Improve low-self esteem with personal development
Getting help from others is often the most important step a person can take to improve his or her self-esteem, but it can also be the most difficult. People with low self-esteem often don’t ask for help because they feel they don’t deserve it, but other people can help to challenge the critical messages that come from negative past experiences. Here are some ways to reach out to others:
- Ask for support from friends. Ask friends to tell you what they like about you or think you do well. Ask someone who cares about you to just listen to you vent for a little while without trying to fix things. Ask for a hug. Ask someone who loves you to remind you that they do.
- Get help from teachers and other helpers. Go to professors, advisors, or tutors to ask for help in classes if you need it. Remember: they are there to help you learn!
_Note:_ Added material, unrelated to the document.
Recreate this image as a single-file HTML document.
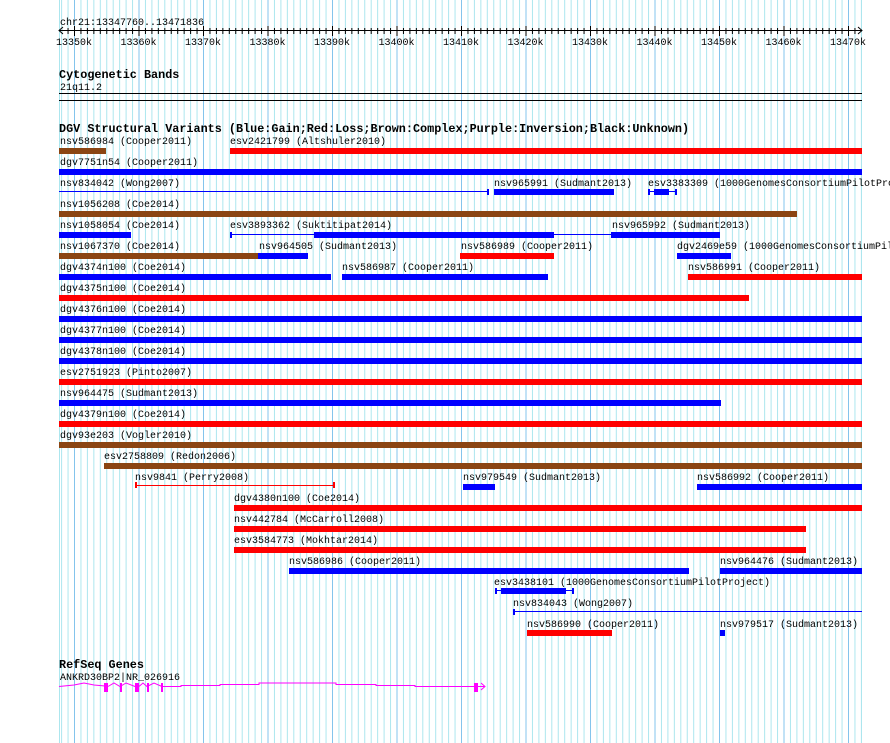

If you lack self-confidence in certain areas, take classes or try out new activities to increase your sense of competence. For example, take a math class, join a dance club, take swimming lessons, etc.
- Talk to a therapist or counsellor. Sometimes low self-esteem can feel so painful or difficult to overcome that the professional help of a therapist or counsellor is needed. Talking to a counsellor is a good way to explore these feelings.
Personal Sharing from a tutor on ICPPD’s Personal Development Programme:
The following is an excerpt from my journal, I am sharing in the hope that it may support you in some way –
“In the window in my kitchen at home there is a painted wine bottle in which a candle is burning. It has been well used and this is visible by the candle wax which has accumulated over time.
In our personal development courses we invite participants to mindfully paint a bottle, to symbolise their intentions for change in their life. It is then varnished and it becomes a delightful candle-holder. The painted bottle is called a wish or hope bottle. My current bottle is painted in bright colours, and has various spirals on it that for me represent my journey into and out of my inner and outer life. The accumulated wax enhances it and is comforting to me. it is a reminder of light and hope, and it brings me into the present moment and gratitude.
I first saw this ritual and how it represented hope, when I attended a retreat in a cancer centre (I didn’t have cancer, but was offered the opportunity to attend). Here were twenty people who were in various stages of recovery and dying, some of whom were in the last days of their lives on earth. On the kitchen table sat the hope candle. This candle remained lit throughout the day as a reminder that as long as we are here, there is always time to change, to make amends, to live fully.
I was in the company of people who were very ill, some facing death, who continued to have wishes and hopes. I felt humbled, privileged to be in their presence and grateful for being alive.
I went home and painted my bottle, placed and lit my candle mindfully, and it reminded me to live more fully, to love myself and others, and I began a new relationship with myself…”
Perhaps you might like to ritualise your intention and commitment. Some ways of doing this is by sitting silently with yourself, writing in your journal or finding your own personal way of symbolising the changes you would like to make.